With due respect, thrashing Scotland isn't the kind of victory that gives a player a mortgage on an Australian jersey. If Daly Cherry-Evans, Cleary's only real rival for the halfback spot, had been out there he would have been just as effective.

But regardless of who was playing, or who Mal Meninga chooses for the business end of the tournament – which won't begin in earnest for Australia until the semi-finals – Cleary is the future.

Cherry-Evans has been a fine servant for the jersey, filling the awkward gap between the retirement of Cooper Cronk and Johnathan Thurston and the present and nearly rising to the captaincy in the meantime, but he turns 34 in January and even if he plays forever (which he might) the age of Cleary is upon us.

As a footballer, Cleary still has plenty of critics despite the success he's enjoyed over the past few seasons. Given he's the high-profile halfback of the best team in the competition, the coach's son and the Origin playmaker for a state that loves to eat it's own young, that's to be expected.

The hyperbole swings both ways. Sometimes the hype machine swings his way and there's premature talk that he could end up better than Thurston or Andrew Johns and other times, mainly after Origin matches, it goes the other way and the knives come out.

But what can't be disputed is Cleary is very good at what he's good at. We see that nearly every week for Penrith. Cleary has a great understanding of his own strengths, which are his physicality, his ability to take the ball to the line and, most of all, his incredible kicking game.

Turning the screws on a tight Origin game and flipping a narrow loss into a close win, which is the sign of a true master of the halfback arts, is one of the only things he hasn't done in his career.

There are only a few chances to do that a year and sometimes, if the games are blowouts, he doesn't get an opportunity to do it at all.

Cleary's green and gold career will be long and glittering, that much feels certain.
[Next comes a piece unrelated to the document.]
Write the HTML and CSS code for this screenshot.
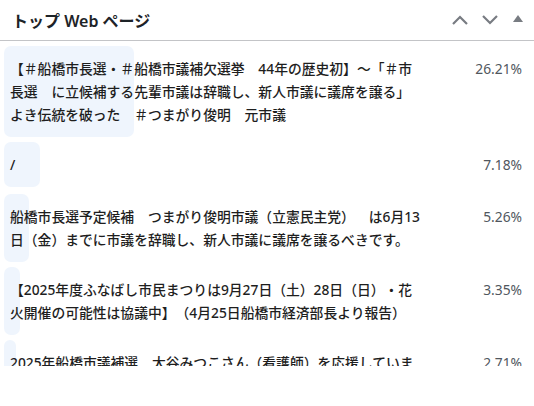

He won't get the chance to play in tight matches for Australia all that often but the rare occasions when he does will be the moments his true legacy is made and an opportunity to silence the final doubters.

But for the most part, expect more of the same and more of the excellence we have come to know from Cleary. Think about what he does for the Panthers week in and week out.

If their forwards get on top, which they almost always do, and their back five crank out the metres, which happens as sure as the sun rising, Cleary runs them around the park and kicks the opposition to death and there's almost nothing anybody can do about it.

All halfbacks are better when their team is on top but no halfback is better at it than Cleary and no team anywhere in the whole wide world of rugby league is on top like Australia.

There might be harder fights to come but right now it feels like a match made in heaven, a pairing that will end in nothing but big wins, record points hauls and the twisting insanity of Cleary's trademark floating bombs raining down forever.